*** GIVEN DATA ***

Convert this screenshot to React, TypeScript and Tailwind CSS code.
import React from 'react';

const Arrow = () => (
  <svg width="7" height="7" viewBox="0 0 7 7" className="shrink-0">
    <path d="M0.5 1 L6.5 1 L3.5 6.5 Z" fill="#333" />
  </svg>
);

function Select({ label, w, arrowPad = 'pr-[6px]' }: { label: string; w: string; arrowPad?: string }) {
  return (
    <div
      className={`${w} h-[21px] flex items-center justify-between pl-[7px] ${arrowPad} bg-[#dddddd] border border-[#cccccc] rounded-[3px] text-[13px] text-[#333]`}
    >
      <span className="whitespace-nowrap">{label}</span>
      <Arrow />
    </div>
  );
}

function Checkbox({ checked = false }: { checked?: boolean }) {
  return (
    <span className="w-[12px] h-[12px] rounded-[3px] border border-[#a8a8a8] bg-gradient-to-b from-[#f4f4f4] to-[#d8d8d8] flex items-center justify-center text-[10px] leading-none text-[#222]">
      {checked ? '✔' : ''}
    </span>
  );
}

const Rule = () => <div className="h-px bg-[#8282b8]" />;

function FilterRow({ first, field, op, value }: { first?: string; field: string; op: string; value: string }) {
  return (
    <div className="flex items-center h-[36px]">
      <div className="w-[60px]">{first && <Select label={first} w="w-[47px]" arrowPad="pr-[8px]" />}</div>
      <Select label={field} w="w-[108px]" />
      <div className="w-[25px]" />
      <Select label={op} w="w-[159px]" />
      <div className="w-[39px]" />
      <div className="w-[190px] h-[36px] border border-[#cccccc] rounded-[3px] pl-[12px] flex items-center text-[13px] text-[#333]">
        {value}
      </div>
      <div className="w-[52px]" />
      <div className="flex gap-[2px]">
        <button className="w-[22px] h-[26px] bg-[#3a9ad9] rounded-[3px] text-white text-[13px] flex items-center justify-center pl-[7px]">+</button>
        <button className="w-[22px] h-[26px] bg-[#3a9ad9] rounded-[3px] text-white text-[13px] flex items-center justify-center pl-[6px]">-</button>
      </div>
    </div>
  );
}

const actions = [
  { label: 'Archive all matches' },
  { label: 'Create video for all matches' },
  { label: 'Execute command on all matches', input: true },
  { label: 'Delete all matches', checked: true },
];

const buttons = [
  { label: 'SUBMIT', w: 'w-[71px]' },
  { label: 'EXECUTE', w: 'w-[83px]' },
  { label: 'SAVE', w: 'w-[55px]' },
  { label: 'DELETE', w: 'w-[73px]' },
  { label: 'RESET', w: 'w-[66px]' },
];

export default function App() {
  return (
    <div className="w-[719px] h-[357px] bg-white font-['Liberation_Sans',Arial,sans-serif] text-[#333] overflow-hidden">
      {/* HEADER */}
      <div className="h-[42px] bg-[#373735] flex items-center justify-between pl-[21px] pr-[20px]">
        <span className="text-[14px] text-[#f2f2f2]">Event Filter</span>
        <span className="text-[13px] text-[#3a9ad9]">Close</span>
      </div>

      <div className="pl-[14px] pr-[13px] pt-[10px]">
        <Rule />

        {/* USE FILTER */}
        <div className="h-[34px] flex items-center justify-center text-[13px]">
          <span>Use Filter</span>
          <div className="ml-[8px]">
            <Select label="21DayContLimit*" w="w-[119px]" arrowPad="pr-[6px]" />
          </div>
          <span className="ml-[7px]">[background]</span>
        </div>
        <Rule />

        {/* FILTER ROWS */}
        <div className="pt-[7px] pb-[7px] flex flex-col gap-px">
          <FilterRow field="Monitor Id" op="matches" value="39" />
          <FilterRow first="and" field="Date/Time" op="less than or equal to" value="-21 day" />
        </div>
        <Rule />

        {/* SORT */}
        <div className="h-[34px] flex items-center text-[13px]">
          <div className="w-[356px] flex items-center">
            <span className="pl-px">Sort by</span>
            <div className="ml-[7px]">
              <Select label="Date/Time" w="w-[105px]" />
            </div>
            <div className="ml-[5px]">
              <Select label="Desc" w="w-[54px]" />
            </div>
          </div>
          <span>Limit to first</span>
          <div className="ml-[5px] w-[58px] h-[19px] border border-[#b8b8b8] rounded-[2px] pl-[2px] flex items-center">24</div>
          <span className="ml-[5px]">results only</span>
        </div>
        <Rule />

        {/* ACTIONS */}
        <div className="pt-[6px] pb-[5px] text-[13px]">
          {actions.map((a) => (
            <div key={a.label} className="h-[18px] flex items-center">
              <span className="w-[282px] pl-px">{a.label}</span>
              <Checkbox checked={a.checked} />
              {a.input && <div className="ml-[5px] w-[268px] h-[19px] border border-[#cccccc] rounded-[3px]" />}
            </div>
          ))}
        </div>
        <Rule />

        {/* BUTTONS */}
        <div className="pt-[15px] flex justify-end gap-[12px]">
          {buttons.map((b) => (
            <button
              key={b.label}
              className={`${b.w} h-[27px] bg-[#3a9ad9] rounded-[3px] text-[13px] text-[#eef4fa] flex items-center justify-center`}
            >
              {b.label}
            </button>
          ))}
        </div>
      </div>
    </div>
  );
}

***

Look for the word "React" in every line of the listing and copy the lines that have it.

● COMPLETE RESPONSE
Convert this screenshot to React, TypeScript and Tailwind CSS code.
import React from 'react';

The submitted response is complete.